Adobe stock has crushed market returns since July 2010. Here’s why it remains an ideal bet for long-term growth investors

Investing in growth stocks remains a popular strategy for a multitude of reasons. You can benefit from exponential returns and if you stay invested over a long period of time, growth companies can help accelerate your retirement or help you achieve your financial goals at a rapid pace.

One such top-quality growth stock in the technology space is Adobe (NASDAQ: ADBE) that has created massive wealth for investors in the last decade. For example, if you invested $1,000 in Adobe stock back in July 2010, it would have ballooned to $14,600 today. Comparatively, similar investments in the S&P 500 and the Technology Select Sector SPDR Fund or the XLK would have returned $2,000 and $3,950 respectively.

Adobe stock has managed to outperform the broader markets in the past decade. But we also know that past return matter little to prospective investors. Does Adobe have the potential to outperform peers in 2020 and beyond? Let’s take a look at why investing in Adobe makes perfect financial sense.

adobe Q2 2020 earinings

An SaaS-based business model

Adobe stock has a market cap of $207 billion, making it one of the largest and well diversified software companies in the world. It aims to enable students, creative artists, enterprises, agencies and global brands design and deliver digital experiences.

Adobe licenses its products to end-users on mobile applications as well as on its own website. It primarily offers products via a SaaS (software-as-a-service) business model or a managed services model, as well as through term subscription or pay-per-use. The SaaS model ensures a stable stream of recurring revenue, which helps companies offset business cyclicality.

Also read: Adobe is still a value investor’s darling

In the fiscal second quarter of 2020, Adobe’s subscription sales totaled $2.87 billion, a rise of 17% year-over-year and accounted for 92% of total sales.

Adobe has two primary business segments, which include Digital Media and Digital Experience. Its Digital Media business provides products and solutions that help clients promote and publish content.

Adobe’s Digital Experience business provides an integrated platform and a set of applications through Adobe Cloud that helps enterprises create, manage, monetize and optimize customer experiences ranging from advertising to commerce. Its Digital Experience platform is used by marketers, advertisers, agencies, publishers, web analysts, and several others.

adobe major acquisitions

What makes Adobe stock a solid long-term bet?

Adobe is optimistic about significant opportunities across customer segments and expects Adobe Creative Cloud to drive long-term revenue growth. As part of its Adobe Creative Cloud strategy, the company aims to leverage a data-driven model to drive and improve the customer experience, which in turn helps in customer acquisition and retention.

Further, digital transformation is a macro trend that is accelerating amid the COVID-19 pandemic and a key tailwind to Adobe’s top-line growth.

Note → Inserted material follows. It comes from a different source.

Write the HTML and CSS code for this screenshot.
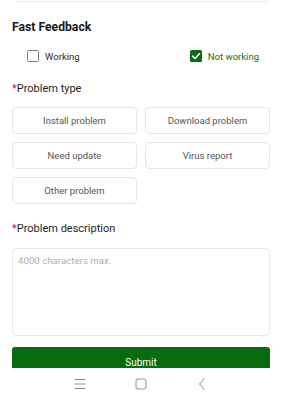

Enterprises now want solutions that optimize customer experiences and deliver a higher return on their IT and marketing spend.

Adobe vs peers revenue growth trend

Adobe’s Experience Cloud has helped businesses with its comprehensive suite of solutions. It believes there is tremendous opportunity to help companies navigate their digital transformation process over time.

Adobe stock is trading at a forward price to earnings multiple of 44.4x and a price to sales multiple of 17.5x, which makes it an expensive buy in a volatile market. However, growth stocks tend to trade at a premium, which means investors should view every major correction in Adobe stock, as a buying opportunity.